While people were familiar with the echolocating clicks of dolphins and orcas, the first baleen whale noises were recorded by Navy engineer Frank Watlington by accident in the 1950s, and after the Paynes worked with fellow cetologist Scott McVay to record more humpback songs around Bermuda, they were played during marine mammal protection hearings in Congress and the United Nations. Ten million copies were inserted into National Geographic magazine in 1979 — the largest single pressing in history — and a global movement to Save The Whales grew big enough to … save the whales.
By 1986, the International Whaling Commission had instituted a global ban on all commercial whaling. While Japan, Norway and Iceland have continued regardless, years of lawsuits and international pressure forced Japan to lower its annual quota of Minke whales from 1,000 to 333, and the two boats of Kristján Loftsson, Iceland’s last whaler, harpooned two dozen fin whales in 2023.
But while the commercial harpoon is critically endangered, other threats remain — especially to whales that aren’t as supremely adaptable as the humpback.
Scientists believe there are only about 360 North Atlantic right whales left on Earth — a species named by whalers who pointed out the “right ones” to hunt. Entanglements with fishing and lobster gear are the main hazard for the species migrating from the Arctic down the Atlantic coast. But concern over the North Atlantic right whale, and a number of other species, found dead on American beaches has galvanized an unusual coalition of environmentalists, fishermen and Republican beach town mayors hoping to stop the development of offshore wind farms.
On a campaign stop in South Carolina, former President Donald Trump mocked a call for ship speed limits during whale migration season while blaming the nascent wind industry for the harm. “Windmills are causing whales to die in numbers never seen before,” Trump said, with no evidence to support the claim.
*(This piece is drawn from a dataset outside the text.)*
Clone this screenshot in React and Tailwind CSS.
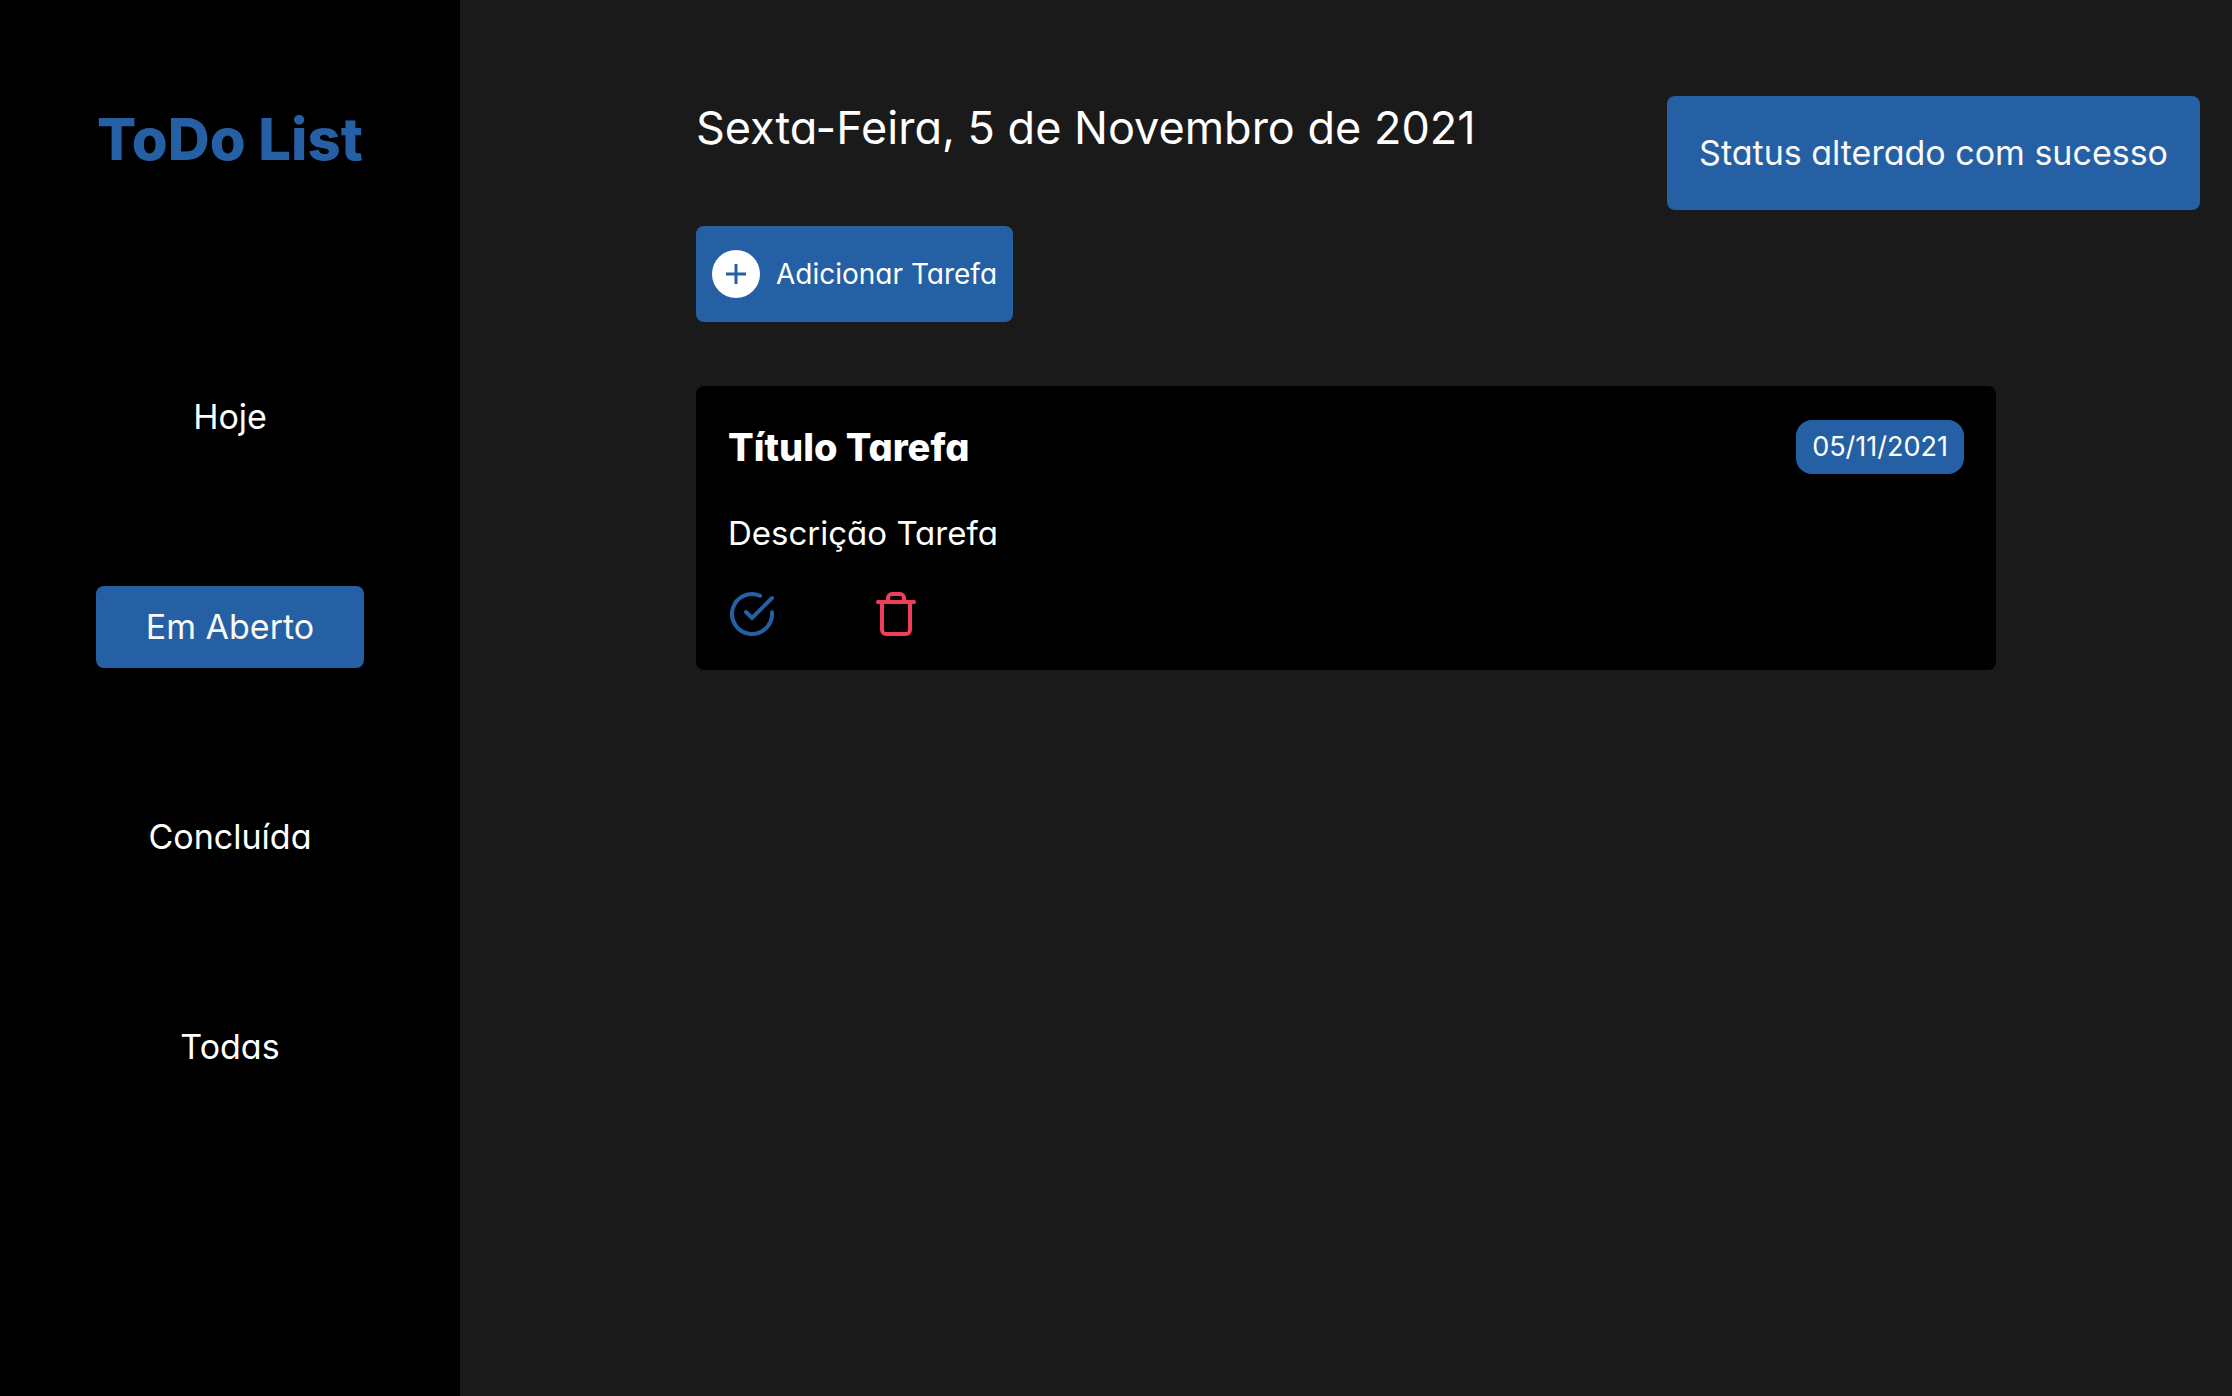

While pursuing its goal of generating 30 gigawatts of offshore wind power by 2030, the Biden administration recently finalized plans to protect whales by limiting leases that could impact key whale habitat, monitoring noise thresholds and helping develop whale-safe fishing gear, like innovative lobster pots which are brought to the surface with remote-controlled air bags instead of ropes.
“It’s a positive sign that the Biden administration is doing this in a collaborative approach involving science, communities, industry and government agencies,” Johnson said, and described how “bubble curtains” around turbine installations can contain acoustic pollution.
A whale’s song
Advances in artificial intelligence are beginning to help experts like Johnson and Friedlaender spot patterns of behavior previously unseen, while others hope to use AI to eventually understand the “lyrics” in humpback song.
In December, a Templeton Foundation-funded team from the University of California at Davis and the Whale SETI Institute had a 20-minute “conversation” with a humpback in Alaska.
When they played a whale’s “thrruup” call recorded in the same spot the day before, a female humpback known as Twain responded 36 times, matching the intervals and waiting for responses from the boat.
The Alaska team’s federal permit only allowed it to engage with Twain for 20 minutes, and when they stopped the playback, “she basically called three times as she was moving away and then stopped,” McCowan said.
“It’s like, ‘where’d you go, my new friends? Where’d you go?’” Sharpe speculated.
While female humpbacks communicate in “thrruups” and “bloops,” only males sing in the haunting tones that travel so well through the depths, and there is debate over whether they are more like singers in a seductive boy band or rivals in a rap battle.
Carl Sagan was among the generation who believed they are mating calls like those of birds.
“I work with a couple of these projects that are trying to use AI to understand the context and the meaning to animal communication, but I don’t have a need to talk to a whale,” Friedlaender said when asked about the possibilities. “A whale shouldn’t have to tell us ‘Here’s all the things you’re doing to screw us.’”
“If I could talk to a whale, I’d say ‘Sorry,’” Friedlaender added.
While in Antarctica, he was giddy with the news that the first-ever Global Oceans Treaty had passed in the United Nations, creating a framework to protect 30% of the oceans by 2030, including key whale migration corridors. But almost a year later, only one country has ratified it.
“We are seeing countries start to ratify it, but it’s urgent we move fast,” Johnson said. “As soon as 60 countries ratify it, it enters into force. Last week Palau was the first, with Chile and the Maldives soon to do so. We’re hopeful others will ratify soon.”
At times, such diplomacy can feel as whimsical as launching golden records of whale song out of the galaxy.
“Many, if not most of our messages will be indecipherable,” Carl Sagan wrote of the Voyager message. “But it is important to try.”
People saved the whales once. By doing it again, the experts say, humankind will enjoy the added benefit of saving itself.